Steve Linick’s removal was effective in “30 days.” But Linick has since been told apparently that “he is physically barred from returning to the State Department even to collect his belongings, complicating his ability to finish his work.”
Meanwhile, over in the Foggiest Bottom, the Acting State/IG Stephen Akard (who is reportedly keeping his other day job as @OFM_Ambassador) has assumed charged of the IG office the Monday following Linick’s Friday night firing.
Politico’s Nahal Toosi is reporting about the reactions from State Department officials, and there are all sorts of worries:
- “State Department officials are increasingly uneasy with their new acting inspector general, fearing he has conflicts of interest that could lead him to derail ongoing investigations — including ones into Secretary of State Mike Pompeo — while endangering cooperating witnesses.”
- “Some State Department staffers fear Akard will try to rescind, or otherwise undermine, past investigations conducted by his ousted predecessor, Steve Linick.”
- “Others worry that the presence of Akard, who also has ties to Vice President Mike Pence, will scare off employees who wish to report waste, fraud and abuse.”
- “Meanwhile, State Department employees who were interviewed for ongoing and past investigations – often under conditions of anonymity – are worried that Akard will track down their identities and share them with Pompeo and others. They fear they will be targeted for professional retribution as a result.”
- “Another State Department staffer predicted that colleagues will shy away from reporting future cases of wrongdoing at the department because of Akard.”
Concerns from Capitol Hill:
“There also are concerns on Capitol Hill and beyond that Akard will seek ways to undermine Linick’s past, completed investigations that may have upset Pompeo and some of his top aides.”
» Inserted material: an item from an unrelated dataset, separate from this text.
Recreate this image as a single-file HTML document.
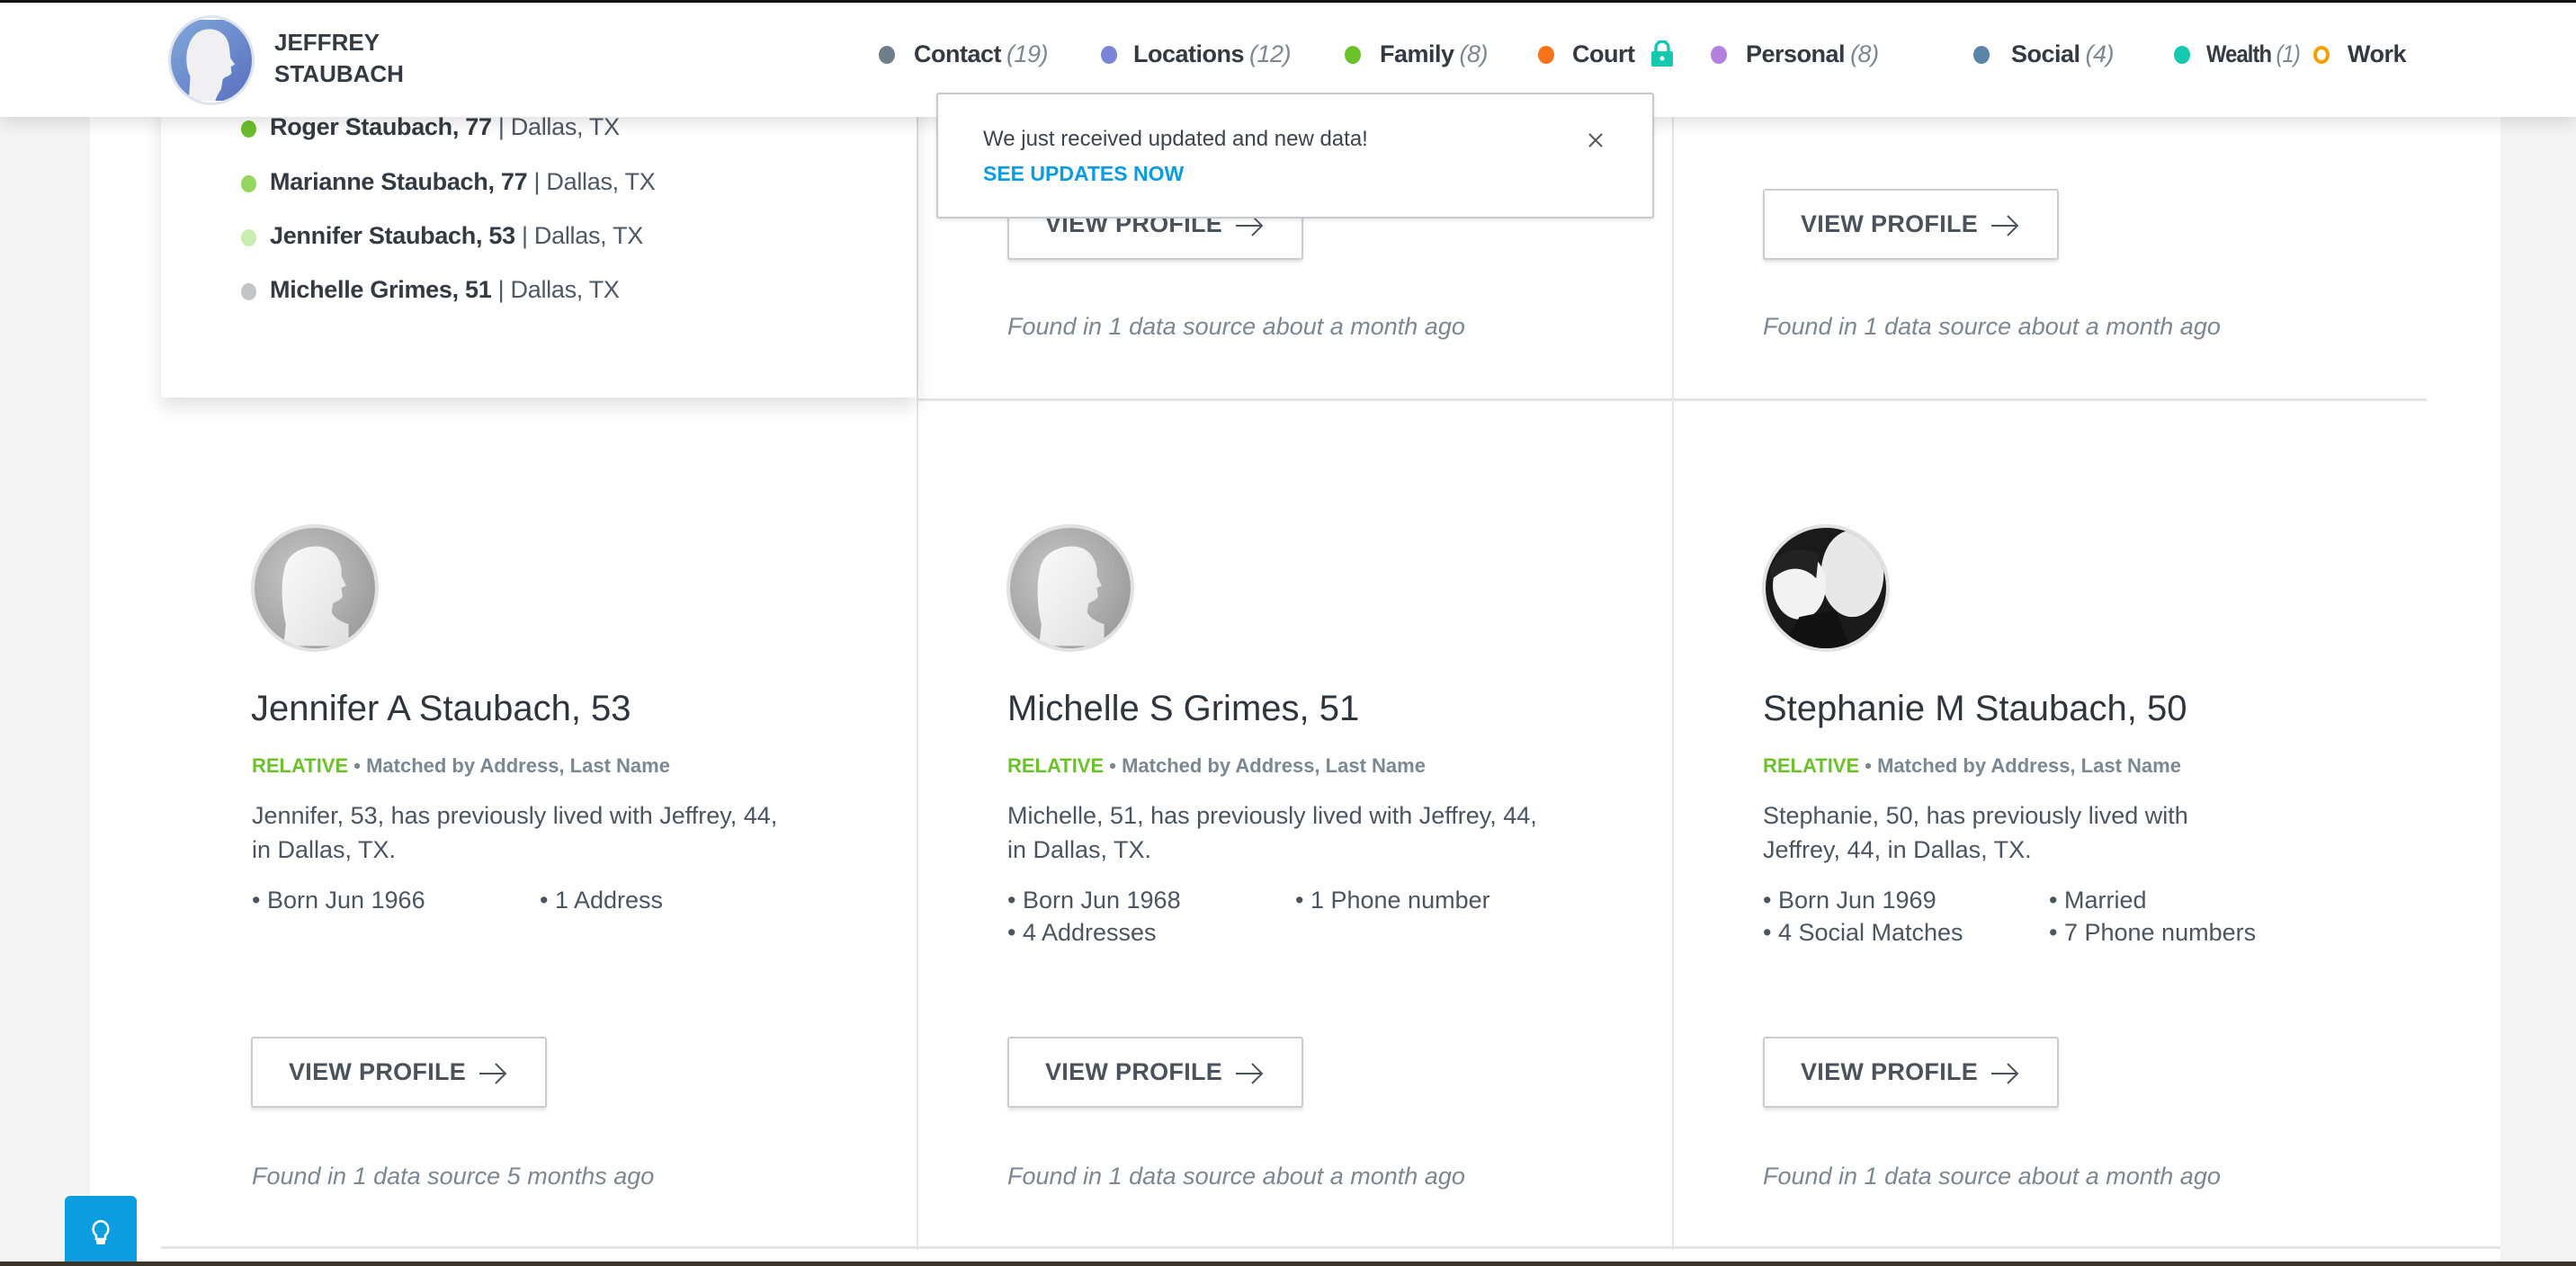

Now, this part of Politico’s reporting should be a red flag. If true that this was Akards defense when asked about a potential conflict of interest, this is a bad sign:
“When asked about these potential conflicts of interest, Akard has offered a “head-scratching” take, a person familiar with the situation told POLITICO. Akard has said that, in reality, Bulatao is not his supervisor, but that his actual boss is Trump, because it’s the president who technically nominated him to serve as the head of OFM.”
“As the head of the Office of Foreign Missions, Akard reports to Bulatao. As the undersecretary of State for management, Bulatao also oversees several other major divisions within the State Department, such as the Bureau of Diplomatic Security and the Bureau of Consular Affairs.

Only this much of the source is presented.